C’est une force spirituelle, une essence sacrée présente dans la nature, les ancêtres ou certains phénomènes. Les kamis ne sont pas forcément « bons » ou « mauvais », mais demandent le respect.

Y a-t-il un dieu suprême dans le shintô ?
Non. Le shintô n’a pas de dieu roi comme Zeus ou Odin. Le pouvoir est diffus, partagé entre plusieurs divinités majeures, dont Amaterasu.

Quelle est la différence entre un sanctuaire shintô et un temple bouddhiste ?
Le sanctuaire (jinja) est dédié aux kamis, tandis que le temple est lié au bouddhisme. Ils coexistent souvent au Japon.

Y a-t-il des textes sacrés dans le shintô ?
Oui, mais ils ne sont pas dogmatiques. Les plus anciens sont le Kojiki et le Nihon Shoki, qui racontent les mythes fondateurs du Japon.

Le shintô est-il encore pratiqué aujourd’hui ?
Oui.
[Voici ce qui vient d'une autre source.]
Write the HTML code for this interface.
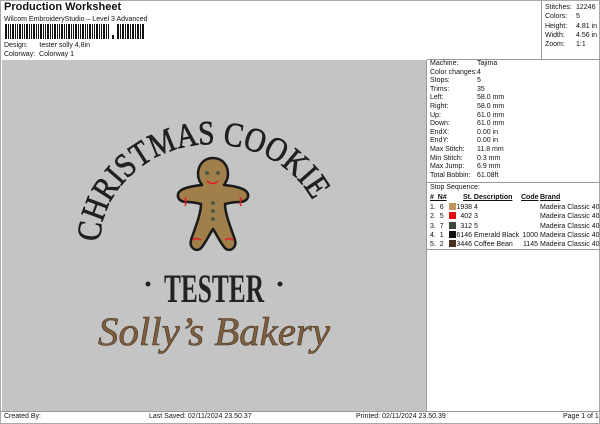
<!DOCTYPE html>
<html><head><meta charset="utf-8"><style>
*{margin:0;padding:0;box-sizing:border-box}
body{width:600px;height:424px;background:#fff;font-family:"Liberation Sans",sans-serif;color:#111;position:relative;overflow:hidden;font-size:7px}
.a{position:absolute;white-space:nowrap}
.sw{display:inline-block;width:7px;height:7px;vertical-align:-1px}
</style></head><body>
<div class="a" style="left:0;top:0;width:600px;height:424px;border:1px solid #aaa"></div>
<div class="a" style="left:4px;top:1px;font-size:11px;font-weight:bold">Production Worksheet</div>
<div class="a" style="left:4px;top:16px;font-size:7px">Wilcom EmbroideryStudio – Level 3 Advanced</div>
<div class="a" style="left:5px;top:24px;width:105px;height:15px;background:repeating-linear-gradient(90deg,#111 0 2px,#fff 2px 3px,#111 3px 4px,#fff 4px 5px,#111 5px 6px,#fff 6px 7px)"></div>
<div class="a" style="left:112px;top:35px;width:2px;height:4px;background:#111"></div>
<div class="a" style="left:117px;top:24px;width:28px;height:15px;background:repeating-linear-gradient(90deg,#111 0 2px,#fff 2px 3px,#111 3px 4px,#fff 4px 5px)"></div>
<div class="a" style="left:4px;top:42px">Design:&nbsp;&nbsp;&nbsp;&nbsp;&nbsp;&nbsp;tester solly 4,8in</div>
<div class="a" style="left:4px;top:51px">Colorway:&nbsp;&nbsp;Colorway 1</div>
<div class="a" style="left:541px;top:0;width:1px;height:60px;background:#999"></div>
<div class="a" style="left:427px;top:59px;width:173px;height:1px;background:#999"></div>
<div class="a" style="left:545px;top:3px;line-height:9.3px">Stitches:<br>Colors:<br>Height:<br>Width:<br>Zoom:</div>
<div class="a" style="left:576px;top:3px;line-height:9.3px">12246<br>5<br>4.81 in<br>4.56 in<br>1:1</div>
<div class="a" style="left:2px;top:60px;width:425px;height:351px;background:#c4c4c4;border-right:1px solid #999"></div>
<div class="a" style="left:0;top:411px;width:600px;height:1px;background:#999"></div>
<div class="a" style="left:430px;top:60px;line-height:8.6px">Machine:<br>Color changes:<br>Stops:<br>Trims:<br>Left:<br>Right:<br>Up:<br>Down:<br>EndX:<br>EndY:<br>Max Stitch:<br>Min Stitch:<br>Max Jump:<br>Total Bobbin:</div>
<div class="a" style="left:477px;top:60px;line-height:8.6px">Tajima<br>4<br>5<br>35<br>58.0 mm<br>58.0 mm<br>61.0 mm<br>61.0 mm<br>0.00 in<br>0.00 in<br>11.8 mm<br>0.3 mm<br>6.9 mm<br>61.08ft</div>
<div class="a" style="left:427px;top:182px;width:173px;height:1px;background:#999"></div>
<div class="a" style="left:430px;top:184px">Stop Sequence:</div>
<div class="a" style="left:430px;top:194px;font-weight:bold;text-decoration:underline">#&nbsp;&nbsp;N#</div>
<div class="a" style="left:463px;top:194px;font-weight:bold;text-decoration:underline">St.&nbsp;Description</div>
<div class="a" style="left:521px;top:194px;font-weight:bold;text-decoration:underline">Code</div>
<div class="a" style="left:540px;top:194px;font-weight:bold;text-decoration:underline">Brand</div>
<div class="a" style="left:430px;top:203px;line-height:9.3px">1.&nbsp;&nbsp;6<br>2.&nbsp;&nbsp;5<br>3.&nbsp;&nbsp;7<br>4.&nbsp;&nbsp;1<br>5.&nbsp;&nbsp;2</div>
<div class="a" style="left:449px;top:203px;line-height:9.3px"><span class="sw" style="background:#c0955e"></span><br><span class="sw" style="background:#e01010"></span><br><span class="sw" style="background:#3c4a3c"></span><br><span class="sw" style="background:#111"></span><br><span class="sw" style="background:#4a3020"></span></div>
<div class="a" style="left:456px;top:203px;line-height:9.3px;width:16px;text-align:right">1938<br>402<br>312<br>6146<br>3446</div>
<div class="a" style="left:474px;top:203px;line-height:9.3px">4<br>3<br>5<br>Emerald Black<br>Coffee Bean</div>
<div class="a" style="left:520px;top:203px;line-height:9.3px;width:18px;text-align:right"><br><br><br>1000<br>1145</div>
<div class="a" style="left:540px;top:203px;line-height:9.3px">Madeira Classic 40<br>Madeira Classic 40<br>Madeira Classic 40<br>Madeira Classic 40<br>Madeira Classic 40</div>
<div class="a" style="left:427px;top:249px;width:173px;height:1px;background:#999"></div>
<div class="a" style="left:4px;top:413px">Created By:</div>
<div class="a" style="left:149px;top:413px">Last Saved: 02/11/2024 23.50.37</div>
<div class="a" style="left:356px;top:413px">Printed: 02/11/2024 23.50.39</div>
<div class="a" style="left:563px;top:413px">Page 1 of 1</div>
<svg class="a" style="left:0;top:0" width="600" height="424">
<defs><path id="arc" d="M100 242 A112 100 0 0 1 318 212"/></defs>
<text font-family="Liberation Serif,serif" font-size="34" fill="#222" stroke="#111" stroke-width="0.6"><textPath href="#arc" textLength="285" lengthAdjust="spacingAndGlyphs">CHRISTMAS COOKIE</textPath></text>
<g stroke="#1a1a1a" stroke-width="2.5" fill="#a07f4a" stroke-linejoin="round">
<path d="M213 158 c-10 0 -15 8 -15 16 c0 5 2 8 4 11 c-10 1 -22 3 -24 9 c-1 5 3 8 9 8 c6 0 10 1 14 2 c0 10 -6 24 -10 36 c-2 7 4 12 9 9 c4 -3 9 -14 13 -20 c4 6 9 17 13 20 c5 3 11 -2 9 -9 c-4 -12 -10 -26 -10 -36 c4 -1 8 -2 14 -2 c6 0 10 -3 9 -8 c-2 -6 -14 -8 -24 -9 c2 -3 4 -6 4 -11 c0 -8 -5 -16 -15 -16z"/>
</g>
<g fill="#4a5a4a"><circle cx="207" cy="173" r="2"/><circle cx="218" cy="173" r="2"/><circle cx="213" cy="203" r="2"/><circle cx="213" cy="211" r="2"/><circle cx="213" cy="219" r="2"/></g>
<g stroke="#e02020" stroke-width="1.5" fill="none"><path d="M207 181 q6 5 11 0"/><path d="M186 197 l-1 3 l1 3 l-1 3"/><path d="M240 197 l1 3 l-1 3 l1 3"/><path d="M193 240 q4 -3 8 0"/><path d="M225 240 q4 -3 8 0"/></g>
<text x="214" y="302" text-anchor="middle" font-family="Liberation Serif,serif" font-weight="bold" font-size="40" fill="#222" textLength="100" lengthAdjust="spacingAndGlyphs">TESTER</text>
<circle cx="148" cy="284" r="2.5" fill="#222"/><circle cx="280" cy="284" r="2.5" fill="#222"/>
<text x="214" y="345" text-anchor="middle" font-family="Liberation Serif,serif" font-style="italic" font-size="40" fill="#7d5f3f" stroke="#4a3624" stroke-width="0.6" textLength="232" lengthAdjust="spacingAndGlyphs">Solly’s Bakery</text>
</svg>
</body></html>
Des millions de Japonais visitent les sanctuaires pour les fêtes, les prières ou les rites de passage, même sans se considérer religieux.

Conclusion

Le panthéon shintô offre une vision du divin profondément enracinée dans le respect de la nature, l’équilibre spirituel, et le sacré du quotidien. Pour les auteurs de monde fantasy, c’est une source d’inspiration précieuse pour bâtir une mythologie fluide, mystique et poétique. Qu’il s’agisse de kami lunaires, de forêts hantées ou de sanctuaires oubliés, vous pouvez enrichir votre monde en y insufflant le souffle sacré des kamis.